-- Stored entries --
★ ★ ★ ★ ★

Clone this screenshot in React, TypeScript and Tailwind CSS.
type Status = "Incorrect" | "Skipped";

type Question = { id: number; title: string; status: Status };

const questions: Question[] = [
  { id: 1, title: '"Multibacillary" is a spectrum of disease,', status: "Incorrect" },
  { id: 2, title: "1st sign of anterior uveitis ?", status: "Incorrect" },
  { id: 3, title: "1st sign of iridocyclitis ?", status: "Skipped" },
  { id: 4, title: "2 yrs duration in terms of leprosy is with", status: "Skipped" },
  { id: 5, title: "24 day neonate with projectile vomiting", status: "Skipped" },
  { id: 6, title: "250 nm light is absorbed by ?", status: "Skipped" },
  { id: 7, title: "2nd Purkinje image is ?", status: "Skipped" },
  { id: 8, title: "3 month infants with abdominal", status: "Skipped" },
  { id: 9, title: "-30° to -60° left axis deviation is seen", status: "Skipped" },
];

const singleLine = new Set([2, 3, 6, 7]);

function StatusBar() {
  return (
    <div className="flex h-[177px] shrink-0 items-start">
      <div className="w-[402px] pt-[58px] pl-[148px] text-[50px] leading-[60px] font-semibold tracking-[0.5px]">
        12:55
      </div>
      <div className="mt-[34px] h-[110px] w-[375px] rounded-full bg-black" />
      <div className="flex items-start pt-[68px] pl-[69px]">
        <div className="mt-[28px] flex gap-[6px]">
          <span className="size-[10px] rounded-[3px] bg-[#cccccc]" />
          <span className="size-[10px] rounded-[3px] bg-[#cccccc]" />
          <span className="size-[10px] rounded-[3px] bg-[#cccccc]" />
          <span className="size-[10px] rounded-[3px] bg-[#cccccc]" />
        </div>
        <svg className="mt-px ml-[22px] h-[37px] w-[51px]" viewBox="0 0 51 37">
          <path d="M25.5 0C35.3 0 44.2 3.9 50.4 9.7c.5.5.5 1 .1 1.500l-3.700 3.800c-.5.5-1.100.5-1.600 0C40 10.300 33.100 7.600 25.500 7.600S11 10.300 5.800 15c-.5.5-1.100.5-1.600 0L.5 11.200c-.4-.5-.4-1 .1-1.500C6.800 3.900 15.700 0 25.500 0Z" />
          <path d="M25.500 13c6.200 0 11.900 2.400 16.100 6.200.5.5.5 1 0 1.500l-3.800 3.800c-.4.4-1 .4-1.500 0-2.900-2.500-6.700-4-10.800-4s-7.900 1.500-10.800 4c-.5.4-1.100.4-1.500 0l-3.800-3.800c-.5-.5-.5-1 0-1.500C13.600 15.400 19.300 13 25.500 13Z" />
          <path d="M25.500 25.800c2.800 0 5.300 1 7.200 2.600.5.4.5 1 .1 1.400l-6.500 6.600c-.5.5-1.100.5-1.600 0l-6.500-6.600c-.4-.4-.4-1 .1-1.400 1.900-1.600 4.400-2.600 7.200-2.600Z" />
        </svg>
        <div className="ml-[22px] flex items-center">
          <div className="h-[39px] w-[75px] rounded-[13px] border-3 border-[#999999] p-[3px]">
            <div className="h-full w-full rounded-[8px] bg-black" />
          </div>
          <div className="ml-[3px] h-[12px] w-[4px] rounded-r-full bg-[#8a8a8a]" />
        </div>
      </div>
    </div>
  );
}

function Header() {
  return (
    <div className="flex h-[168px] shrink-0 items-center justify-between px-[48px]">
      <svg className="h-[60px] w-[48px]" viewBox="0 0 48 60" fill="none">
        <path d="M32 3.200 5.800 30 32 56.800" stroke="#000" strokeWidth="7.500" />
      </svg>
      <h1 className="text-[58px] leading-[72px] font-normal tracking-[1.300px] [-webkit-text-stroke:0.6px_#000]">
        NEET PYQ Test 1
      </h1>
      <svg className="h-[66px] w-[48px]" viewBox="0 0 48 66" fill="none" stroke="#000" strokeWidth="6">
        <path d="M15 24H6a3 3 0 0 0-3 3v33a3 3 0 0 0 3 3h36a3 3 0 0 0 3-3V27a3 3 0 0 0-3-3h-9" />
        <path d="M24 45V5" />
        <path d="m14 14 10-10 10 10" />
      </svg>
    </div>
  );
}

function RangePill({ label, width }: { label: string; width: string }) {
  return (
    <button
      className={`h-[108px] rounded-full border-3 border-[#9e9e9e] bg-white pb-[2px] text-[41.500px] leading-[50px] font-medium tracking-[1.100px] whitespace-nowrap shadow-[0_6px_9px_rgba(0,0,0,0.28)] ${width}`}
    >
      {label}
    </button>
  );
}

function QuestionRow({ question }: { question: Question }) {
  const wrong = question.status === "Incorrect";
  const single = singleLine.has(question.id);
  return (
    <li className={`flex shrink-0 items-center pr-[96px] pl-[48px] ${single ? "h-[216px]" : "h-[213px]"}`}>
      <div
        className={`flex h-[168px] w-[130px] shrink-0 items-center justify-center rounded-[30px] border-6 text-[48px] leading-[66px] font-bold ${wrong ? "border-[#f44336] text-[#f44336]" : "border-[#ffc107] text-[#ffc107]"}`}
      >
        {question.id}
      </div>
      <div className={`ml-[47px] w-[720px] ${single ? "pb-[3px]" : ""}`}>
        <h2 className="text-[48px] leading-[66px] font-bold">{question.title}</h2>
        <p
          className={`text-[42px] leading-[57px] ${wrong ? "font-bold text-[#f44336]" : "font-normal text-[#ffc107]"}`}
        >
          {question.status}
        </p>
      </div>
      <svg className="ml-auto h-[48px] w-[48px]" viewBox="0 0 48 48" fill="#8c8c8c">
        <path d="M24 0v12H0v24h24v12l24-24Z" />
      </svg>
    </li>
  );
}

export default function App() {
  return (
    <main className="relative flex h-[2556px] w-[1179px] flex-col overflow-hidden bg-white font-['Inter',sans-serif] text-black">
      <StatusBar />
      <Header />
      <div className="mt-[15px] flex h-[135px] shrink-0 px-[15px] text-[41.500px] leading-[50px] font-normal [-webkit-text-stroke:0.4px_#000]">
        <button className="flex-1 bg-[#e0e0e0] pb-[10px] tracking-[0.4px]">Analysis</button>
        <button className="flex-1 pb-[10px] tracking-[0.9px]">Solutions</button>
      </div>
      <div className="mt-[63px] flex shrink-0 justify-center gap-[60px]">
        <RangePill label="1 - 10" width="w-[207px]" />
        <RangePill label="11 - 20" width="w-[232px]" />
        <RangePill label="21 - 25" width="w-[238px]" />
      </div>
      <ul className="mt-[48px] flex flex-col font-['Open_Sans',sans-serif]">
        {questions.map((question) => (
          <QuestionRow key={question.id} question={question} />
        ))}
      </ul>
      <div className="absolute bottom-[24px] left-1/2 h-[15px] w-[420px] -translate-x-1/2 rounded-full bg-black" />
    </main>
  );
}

★ ★ ★ ★ ★

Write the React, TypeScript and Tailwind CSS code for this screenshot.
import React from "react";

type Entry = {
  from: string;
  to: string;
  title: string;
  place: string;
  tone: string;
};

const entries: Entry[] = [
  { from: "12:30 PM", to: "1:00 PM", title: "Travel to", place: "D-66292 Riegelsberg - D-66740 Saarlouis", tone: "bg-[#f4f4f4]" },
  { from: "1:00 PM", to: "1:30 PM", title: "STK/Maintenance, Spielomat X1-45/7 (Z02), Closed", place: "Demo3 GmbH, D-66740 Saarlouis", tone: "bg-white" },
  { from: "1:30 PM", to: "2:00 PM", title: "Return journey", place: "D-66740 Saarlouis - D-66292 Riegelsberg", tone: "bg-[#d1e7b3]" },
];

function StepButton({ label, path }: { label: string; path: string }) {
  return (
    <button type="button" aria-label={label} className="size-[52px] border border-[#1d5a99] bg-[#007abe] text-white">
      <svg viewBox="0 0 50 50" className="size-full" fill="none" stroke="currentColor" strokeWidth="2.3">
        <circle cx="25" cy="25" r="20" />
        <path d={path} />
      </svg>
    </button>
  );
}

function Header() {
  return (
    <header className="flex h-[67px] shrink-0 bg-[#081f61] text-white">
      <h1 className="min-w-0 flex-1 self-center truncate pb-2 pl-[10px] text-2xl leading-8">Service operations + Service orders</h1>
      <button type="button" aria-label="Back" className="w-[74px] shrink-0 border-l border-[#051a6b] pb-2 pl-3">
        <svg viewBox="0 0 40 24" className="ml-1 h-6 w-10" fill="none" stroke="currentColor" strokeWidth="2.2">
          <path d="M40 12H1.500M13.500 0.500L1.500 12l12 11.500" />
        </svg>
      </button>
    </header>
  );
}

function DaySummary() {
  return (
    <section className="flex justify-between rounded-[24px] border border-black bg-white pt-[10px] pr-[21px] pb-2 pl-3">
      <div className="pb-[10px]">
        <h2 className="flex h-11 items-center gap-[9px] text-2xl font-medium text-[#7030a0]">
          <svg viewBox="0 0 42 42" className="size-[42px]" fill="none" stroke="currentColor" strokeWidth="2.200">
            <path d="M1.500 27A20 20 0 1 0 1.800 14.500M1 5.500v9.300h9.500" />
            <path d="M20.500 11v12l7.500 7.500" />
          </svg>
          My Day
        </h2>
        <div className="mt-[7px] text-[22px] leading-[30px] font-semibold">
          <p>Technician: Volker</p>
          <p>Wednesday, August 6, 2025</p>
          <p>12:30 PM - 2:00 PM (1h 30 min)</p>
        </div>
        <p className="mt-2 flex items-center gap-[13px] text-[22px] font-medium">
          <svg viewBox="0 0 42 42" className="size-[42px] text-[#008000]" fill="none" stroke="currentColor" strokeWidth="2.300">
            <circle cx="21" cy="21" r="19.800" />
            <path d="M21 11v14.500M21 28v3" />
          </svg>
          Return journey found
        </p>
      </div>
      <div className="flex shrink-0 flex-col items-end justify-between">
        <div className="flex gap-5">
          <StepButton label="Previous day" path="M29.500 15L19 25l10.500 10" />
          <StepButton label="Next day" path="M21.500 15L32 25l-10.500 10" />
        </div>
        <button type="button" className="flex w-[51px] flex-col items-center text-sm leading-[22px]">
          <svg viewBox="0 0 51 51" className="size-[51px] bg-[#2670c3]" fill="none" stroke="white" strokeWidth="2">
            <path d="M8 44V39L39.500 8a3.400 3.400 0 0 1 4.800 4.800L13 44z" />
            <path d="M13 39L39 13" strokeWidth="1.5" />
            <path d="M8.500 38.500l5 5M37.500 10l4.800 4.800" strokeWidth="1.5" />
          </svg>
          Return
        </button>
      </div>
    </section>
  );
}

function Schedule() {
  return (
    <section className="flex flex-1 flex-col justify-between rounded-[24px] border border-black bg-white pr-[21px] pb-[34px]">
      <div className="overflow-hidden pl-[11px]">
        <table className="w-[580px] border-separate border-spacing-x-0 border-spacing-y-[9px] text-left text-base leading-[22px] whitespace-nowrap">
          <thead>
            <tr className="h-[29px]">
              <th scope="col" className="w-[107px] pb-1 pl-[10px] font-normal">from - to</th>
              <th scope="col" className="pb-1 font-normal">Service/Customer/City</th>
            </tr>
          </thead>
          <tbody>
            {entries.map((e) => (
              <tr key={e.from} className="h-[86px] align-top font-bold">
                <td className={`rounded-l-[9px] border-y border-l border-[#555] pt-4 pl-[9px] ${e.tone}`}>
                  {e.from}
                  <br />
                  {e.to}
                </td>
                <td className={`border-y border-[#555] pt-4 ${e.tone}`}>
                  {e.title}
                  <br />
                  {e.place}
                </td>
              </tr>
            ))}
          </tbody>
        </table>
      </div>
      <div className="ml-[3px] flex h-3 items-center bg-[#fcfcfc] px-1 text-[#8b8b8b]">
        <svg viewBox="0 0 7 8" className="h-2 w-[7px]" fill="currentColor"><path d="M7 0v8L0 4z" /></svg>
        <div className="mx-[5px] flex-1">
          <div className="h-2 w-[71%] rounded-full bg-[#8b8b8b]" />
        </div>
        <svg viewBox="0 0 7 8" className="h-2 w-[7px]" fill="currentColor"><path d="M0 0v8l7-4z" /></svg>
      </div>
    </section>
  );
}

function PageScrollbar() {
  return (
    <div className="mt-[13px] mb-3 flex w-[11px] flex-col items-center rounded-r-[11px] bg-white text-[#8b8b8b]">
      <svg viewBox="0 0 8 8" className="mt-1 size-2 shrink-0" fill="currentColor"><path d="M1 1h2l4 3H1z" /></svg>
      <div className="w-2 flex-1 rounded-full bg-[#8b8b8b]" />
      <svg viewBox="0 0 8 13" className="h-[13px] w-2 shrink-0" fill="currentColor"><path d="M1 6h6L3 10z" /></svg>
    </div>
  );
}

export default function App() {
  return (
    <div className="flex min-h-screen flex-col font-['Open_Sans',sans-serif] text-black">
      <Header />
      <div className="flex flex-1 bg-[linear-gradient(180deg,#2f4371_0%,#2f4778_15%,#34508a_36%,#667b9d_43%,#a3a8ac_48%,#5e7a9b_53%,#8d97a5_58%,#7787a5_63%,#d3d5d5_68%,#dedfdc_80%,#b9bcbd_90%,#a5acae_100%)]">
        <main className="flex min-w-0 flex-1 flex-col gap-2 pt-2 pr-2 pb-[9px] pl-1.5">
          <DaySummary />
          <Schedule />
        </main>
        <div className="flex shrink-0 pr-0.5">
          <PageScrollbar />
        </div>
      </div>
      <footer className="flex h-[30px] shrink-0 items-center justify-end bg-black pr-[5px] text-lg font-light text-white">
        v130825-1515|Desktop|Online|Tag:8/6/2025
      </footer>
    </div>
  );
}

★ ★ ★ ★ ★

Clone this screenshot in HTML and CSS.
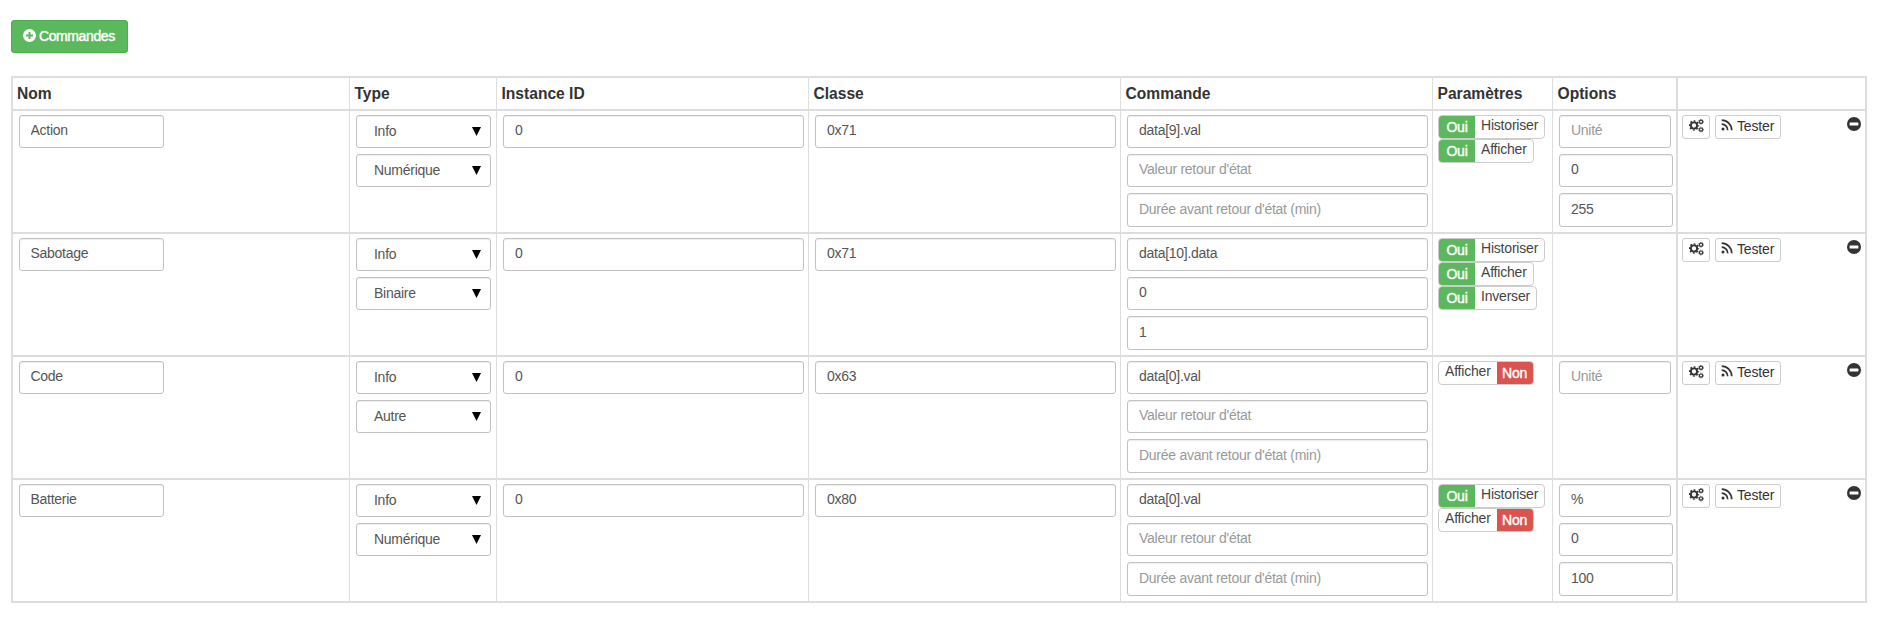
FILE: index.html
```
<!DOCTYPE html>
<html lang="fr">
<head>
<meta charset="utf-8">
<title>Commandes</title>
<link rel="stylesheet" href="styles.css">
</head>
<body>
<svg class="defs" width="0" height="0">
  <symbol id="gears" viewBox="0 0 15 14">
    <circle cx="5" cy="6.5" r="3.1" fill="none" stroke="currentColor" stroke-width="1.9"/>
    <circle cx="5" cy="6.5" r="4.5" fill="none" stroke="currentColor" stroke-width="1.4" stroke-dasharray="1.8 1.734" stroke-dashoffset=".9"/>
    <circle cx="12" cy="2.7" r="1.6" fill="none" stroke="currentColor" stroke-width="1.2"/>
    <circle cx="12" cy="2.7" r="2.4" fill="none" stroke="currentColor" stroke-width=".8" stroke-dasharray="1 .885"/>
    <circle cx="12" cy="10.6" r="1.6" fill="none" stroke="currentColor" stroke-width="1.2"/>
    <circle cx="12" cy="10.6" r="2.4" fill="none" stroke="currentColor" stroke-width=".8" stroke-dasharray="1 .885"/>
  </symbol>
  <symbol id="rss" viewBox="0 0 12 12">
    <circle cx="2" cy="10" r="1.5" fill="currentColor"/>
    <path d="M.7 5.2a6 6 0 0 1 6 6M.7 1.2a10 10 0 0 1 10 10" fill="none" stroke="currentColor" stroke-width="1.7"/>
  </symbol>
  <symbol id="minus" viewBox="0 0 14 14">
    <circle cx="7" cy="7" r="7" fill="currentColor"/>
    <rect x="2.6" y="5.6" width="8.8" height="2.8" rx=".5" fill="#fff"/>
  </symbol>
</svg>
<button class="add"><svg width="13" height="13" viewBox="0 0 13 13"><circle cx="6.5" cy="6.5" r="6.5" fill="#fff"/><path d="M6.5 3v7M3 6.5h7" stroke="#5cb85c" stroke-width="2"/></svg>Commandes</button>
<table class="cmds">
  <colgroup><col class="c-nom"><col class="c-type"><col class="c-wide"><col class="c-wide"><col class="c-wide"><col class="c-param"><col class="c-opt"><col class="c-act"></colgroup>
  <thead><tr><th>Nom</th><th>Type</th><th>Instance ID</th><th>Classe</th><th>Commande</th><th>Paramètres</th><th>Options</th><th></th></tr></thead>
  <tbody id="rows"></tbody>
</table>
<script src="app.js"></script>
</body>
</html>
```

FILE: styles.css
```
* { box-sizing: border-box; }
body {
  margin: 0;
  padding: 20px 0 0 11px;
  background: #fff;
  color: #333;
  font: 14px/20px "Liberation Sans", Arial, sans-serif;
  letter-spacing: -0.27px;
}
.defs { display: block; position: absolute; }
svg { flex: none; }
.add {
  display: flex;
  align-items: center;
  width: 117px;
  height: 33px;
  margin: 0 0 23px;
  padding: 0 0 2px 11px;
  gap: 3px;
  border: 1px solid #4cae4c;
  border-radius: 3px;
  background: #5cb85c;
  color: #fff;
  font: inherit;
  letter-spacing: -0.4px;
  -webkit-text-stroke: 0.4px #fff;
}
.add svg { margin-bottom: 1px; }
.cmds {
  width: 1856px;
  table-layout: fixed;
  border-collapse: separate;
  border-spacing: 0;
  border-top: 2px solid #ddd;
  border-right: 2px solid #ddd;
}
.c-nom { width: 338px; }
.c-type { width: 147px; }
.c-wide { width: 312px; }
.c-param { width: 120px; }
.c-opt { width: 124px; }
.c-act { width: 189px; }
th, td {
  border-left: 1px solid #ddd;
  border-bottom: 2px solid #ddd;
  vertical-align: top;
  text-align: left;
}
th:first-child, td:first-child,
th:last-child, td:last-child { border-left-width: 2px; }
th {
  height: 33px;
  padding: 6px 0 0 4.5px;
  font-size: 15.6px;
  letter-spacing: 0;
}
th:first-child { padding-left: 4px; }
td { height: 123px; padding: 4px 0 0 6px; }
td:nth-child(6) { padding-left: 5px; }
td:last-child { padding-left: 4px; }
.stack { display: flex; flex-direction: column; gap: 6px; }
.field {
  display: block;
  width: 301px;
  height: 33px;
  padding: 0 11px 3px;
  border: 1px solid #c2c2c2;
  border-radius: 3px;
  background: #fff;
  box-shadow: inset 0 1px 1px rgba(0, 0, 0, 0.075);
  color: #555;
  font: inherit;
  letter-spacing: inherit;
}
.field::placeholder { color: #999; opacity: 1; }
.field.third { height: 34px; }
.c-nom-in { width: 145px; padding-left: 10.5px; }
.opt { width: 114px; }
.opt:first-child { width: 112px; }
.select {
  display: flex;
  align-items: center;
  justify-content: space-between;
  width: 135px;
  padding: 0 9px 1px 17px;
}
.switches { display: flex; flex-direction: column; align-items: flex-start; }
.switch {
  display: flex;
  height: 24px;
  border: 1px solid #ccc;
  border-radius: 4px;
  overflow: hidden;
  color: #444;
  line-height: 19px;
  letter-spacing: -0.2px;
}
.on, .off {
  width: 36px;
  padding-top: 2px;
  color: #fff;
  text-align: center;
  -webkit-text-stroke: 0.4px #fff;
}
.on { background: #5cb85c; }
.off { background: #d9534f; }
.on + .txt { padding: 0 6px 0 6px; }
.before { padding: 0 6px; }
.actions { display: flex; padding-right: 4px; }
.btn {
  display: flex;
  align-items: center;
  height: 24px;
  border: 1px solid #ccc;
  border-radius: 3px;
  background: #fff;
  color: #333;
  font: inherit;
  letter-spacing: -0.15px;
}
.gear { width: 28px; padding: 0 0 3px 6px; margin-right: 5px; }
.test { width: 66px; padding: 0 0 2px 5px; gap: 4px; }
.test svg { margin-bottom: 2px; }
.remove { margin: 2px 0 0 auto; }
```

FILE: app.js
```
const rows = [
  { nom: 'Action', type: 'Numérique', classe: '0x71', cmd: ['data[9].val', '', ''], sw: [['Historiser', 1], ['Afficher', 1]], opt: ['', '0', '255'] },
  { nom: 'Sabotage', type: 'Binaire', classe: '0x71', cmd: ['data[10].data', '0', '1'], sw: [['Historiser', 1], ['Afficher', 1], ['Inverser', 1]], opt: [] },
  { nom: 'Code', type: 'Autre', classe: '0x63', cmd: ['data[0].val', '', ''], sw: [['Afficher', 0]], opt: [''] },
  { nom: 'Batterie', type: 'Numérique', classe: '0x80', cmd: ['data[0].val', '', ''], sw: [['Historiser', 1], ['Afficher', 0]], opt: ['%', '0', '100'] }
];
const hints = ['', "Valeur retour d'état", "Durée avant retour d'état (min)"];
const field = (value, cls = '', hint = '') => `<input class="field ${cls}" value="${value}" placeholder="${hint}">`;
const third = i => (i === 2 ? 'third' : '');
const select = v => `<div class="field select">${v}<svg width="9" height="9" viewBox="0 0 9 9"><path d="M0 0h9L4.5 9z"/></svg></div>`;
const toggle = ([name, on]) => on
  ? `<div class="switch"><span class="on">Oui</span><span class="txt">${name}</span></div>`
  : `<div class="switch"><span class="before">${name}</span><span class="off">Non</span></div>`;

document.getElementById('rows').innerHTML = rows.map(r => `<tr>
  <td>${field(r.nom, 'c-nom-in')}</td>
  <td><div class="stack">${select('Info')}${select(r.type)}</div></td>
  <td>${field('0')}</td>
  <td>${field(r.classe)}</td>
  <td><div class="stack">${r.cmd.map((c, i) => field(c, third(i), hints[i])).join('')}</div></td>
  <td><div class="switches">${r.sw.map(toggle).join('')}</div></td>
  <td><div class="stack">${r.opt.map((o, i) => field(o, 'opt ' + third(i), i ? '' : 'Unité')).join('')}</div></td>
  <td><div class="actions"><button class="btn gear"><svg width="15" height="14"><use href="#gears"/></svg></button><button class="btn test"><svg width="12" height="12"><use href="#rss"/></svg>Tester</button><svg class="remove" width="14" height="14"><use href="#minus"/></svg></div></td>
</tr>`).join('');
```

★ ★ ★ ★ ★

Within the listing above, give again exactly every line from the line with "Clone this screenshot in React, TypeScript" through the line with "const singleLine = new Set([2, 3, 6, 7]);", both included, and no other line.

-- RESULT OF THIS TASK --
Clone this screenshot in React, TypeScript and Tailwind CSS.
type Status = "Incorrect" | "Skipped";

type Question = { id: number; title: string; status: Status };

const questions: Question[] = [
  { id: 1, title: '"Multibacillary" is a spectrum of disease,', status: "Incorrect" },
  { id: 2, title: "1st sign of anterior uveitis ?", status: "Incorrect" },
  { id: 3, title: "1st sign of iridocyclitis ?", status: "Skipped" },
  { id: 4, title: "2 yrs duration in terms of leprosy is with", status: "Skipped" },
  { id: 5, title: "24 day neonate with projectile vomiting", status: "Skipped" },
  { id: 6, title: "250 nm light is absorbed by ?", status: "Skipped" },
  { id: 7, title: "2nd Purkinje image is ?", status: "Skipped" },
  { id: 8, title: "3 month infants with abdominal", status: "Skipped" },
  { id: 9, title: "-30° to -60° left axis deviation is seen", status: "Skipped" },
];

const singleLine = new Set([2, 3, 6, 7]);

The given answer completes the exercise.